----- MATERIAL

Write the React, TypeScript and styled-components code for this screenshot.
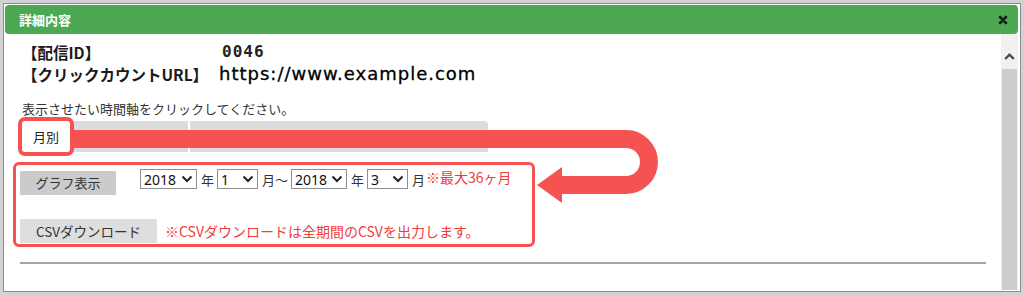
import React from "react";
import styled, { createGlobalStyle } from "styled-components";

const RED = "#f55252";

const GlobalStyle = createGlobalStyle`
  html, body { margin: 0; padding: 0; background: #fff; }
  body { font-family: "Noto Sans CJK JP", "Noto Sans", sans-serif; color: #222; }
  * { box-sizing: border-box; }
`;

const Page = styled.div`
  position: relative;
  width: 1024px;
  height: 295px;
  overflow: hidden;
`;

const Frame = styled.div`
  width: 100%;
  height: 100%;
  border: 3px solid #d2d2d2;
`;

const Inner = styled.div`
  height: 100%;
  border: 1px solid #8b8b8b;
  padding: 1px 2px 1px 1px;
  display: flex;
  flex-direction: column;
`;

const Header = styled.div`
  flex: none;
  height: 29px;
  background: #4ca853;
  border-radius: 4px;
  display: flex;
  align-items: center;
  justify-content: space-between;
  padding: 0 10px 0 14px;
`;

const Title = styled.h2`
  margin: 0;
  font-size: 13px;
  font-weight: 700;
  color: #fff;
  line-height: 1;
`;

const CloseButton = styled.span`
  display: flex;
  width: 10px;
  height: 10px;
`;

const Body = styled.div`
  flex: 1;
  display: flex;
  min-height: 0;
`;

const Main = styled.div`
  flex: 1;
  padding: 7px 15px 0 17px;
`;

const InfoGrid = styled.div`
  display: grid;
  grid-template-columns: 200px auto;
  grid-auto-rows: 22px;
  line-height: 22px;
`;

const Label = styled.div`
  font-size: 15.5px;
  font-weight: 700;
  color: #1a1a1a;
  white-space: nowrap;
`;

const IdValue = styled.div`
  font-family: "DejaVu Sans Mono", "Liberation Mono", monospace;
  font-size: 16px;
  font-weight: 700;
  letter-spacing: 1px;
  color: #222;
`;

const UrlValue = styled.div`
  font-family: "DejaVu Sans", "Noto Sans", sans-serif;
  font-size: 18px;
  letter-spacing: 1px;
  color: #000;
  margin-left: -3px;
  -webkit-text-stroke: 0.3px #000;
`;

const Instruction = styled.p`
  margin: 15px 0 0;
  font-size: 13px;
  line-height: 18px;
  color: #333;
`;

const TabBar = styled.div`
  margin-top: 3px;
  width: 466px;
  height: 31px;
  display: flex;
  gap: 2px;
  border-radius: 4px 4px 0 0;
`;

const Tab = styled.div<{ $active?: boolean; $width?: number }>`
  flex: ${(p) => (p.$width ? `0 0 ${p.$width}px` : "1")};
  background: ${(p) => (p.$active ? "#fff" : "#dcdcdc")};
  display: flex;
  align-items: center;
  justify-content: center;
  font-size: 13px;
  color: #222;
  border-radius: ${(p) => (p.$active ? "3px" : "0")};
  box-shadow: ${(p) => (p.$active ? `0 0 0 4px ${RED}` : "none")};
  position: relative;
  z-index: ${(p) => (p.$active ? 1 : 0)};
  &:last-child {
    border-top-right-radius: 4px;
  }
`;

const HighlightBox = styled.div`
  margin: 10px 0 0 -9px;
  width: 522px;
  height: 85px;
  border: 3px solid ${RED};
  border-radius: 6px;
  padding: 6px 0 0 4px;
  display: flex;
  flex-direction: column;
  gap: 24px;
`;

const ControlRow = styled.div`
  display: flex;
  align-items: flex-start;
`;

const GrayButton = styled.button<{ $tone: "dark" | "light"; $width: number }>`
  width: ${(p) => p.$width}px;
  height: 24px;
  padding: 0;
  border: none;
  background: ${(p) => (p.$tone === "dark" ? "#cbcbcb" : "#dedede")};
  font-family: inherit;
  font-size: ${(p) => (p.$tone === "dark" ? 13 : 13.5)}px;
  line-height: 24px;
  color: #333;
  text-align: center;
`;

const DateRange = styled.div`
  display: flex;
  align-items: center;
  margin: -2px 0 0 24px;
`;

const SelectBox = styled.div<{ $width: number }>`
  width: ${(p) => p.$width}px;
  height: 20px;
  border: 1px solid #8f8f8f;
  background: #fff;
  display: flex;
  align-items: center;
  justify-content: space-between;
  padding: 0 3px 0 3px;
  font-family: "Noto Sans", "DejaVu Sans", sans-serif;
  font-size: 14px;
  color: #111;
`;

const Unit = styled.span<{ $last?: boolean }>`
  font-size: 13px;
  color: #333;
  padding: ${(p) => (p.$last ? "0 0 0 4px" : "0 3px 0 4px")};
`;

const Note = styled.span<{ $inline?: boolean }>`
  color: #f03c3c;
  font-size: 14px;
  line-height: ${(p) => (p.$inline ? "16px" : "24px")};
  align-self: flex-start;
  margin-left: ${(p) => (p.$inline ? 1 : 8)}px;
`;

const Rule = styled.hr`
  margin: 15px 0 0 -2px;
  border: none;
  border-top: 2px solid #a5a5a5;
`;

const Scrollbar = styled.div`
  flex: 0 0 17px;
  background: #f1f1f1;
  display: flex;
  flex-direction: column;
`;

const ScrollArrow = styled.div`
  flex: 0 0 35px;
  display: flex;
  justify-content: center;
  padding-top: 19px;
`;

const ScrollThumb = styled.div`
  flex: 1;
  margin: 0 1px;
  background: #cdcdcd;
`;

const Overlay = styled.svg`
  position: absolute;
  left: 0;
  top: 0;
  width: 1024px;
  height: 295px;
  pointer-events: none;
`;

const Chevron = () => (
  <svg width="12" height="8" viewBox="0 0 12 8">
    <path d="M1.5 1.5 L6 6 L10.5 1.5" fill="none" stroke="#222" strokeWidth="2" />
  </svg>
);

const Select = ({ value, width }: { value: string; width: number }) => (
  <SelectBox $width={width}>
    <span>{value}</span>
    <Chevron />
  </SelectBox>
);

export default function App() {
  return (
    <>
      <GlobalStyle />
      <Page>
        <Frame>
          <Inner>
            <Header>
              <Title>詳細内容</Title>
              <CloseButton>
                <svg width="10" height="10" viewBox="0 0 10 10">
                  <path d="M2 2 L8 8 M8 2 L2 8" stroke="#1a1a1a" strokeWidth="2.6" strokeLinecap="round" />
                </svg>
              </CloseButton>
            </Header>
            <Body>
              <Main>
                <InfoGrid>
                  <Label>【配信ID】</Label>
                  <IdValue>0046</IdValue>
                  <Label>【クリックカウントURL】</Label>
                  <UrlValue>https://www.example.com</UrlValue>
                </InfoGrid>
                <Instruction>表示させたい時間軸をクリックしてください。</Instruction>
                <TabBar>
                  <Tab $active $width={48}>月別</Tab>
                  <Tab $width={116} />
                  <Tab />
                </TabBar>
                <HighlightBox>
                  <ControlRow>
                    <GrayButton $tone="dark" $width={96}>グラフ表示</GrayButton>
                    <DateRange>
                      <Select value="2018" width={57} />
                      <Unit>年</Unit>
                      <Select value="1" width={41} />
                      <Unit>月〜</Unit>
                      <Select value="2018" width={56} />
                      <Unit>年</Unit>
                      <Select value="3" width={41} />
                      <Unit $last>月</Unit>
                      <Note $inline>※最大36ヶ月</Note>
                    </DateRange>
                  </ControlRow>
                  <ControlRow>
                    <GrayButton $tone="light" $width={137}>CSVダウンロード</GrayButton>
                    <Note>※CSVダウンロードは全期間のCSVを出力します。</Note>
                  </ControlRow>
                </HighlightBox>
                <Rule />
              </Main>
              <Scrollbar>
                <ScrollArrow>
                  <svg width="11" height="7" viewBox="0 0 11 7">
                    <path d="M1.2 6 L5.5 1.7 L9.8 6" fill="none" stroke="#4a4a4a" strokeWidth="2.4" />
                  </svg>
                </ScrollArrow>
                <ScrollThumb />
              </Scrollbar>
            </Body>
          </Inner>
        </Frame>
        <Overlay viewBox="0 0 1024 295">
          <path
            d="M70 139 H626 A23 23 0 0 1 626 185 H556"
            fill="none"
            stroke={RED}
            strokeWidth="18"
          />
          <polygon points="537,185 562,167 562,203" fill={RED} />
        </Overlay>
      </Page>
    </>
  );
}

----------

- GOAL:
List all lines in the material containing the string "components".

- RESULT FOR THIS EXERCISE:
Write the React, TypeScript and styled-components code for this screenshot.
import styled, { createGlobalStyle } from "styled-components";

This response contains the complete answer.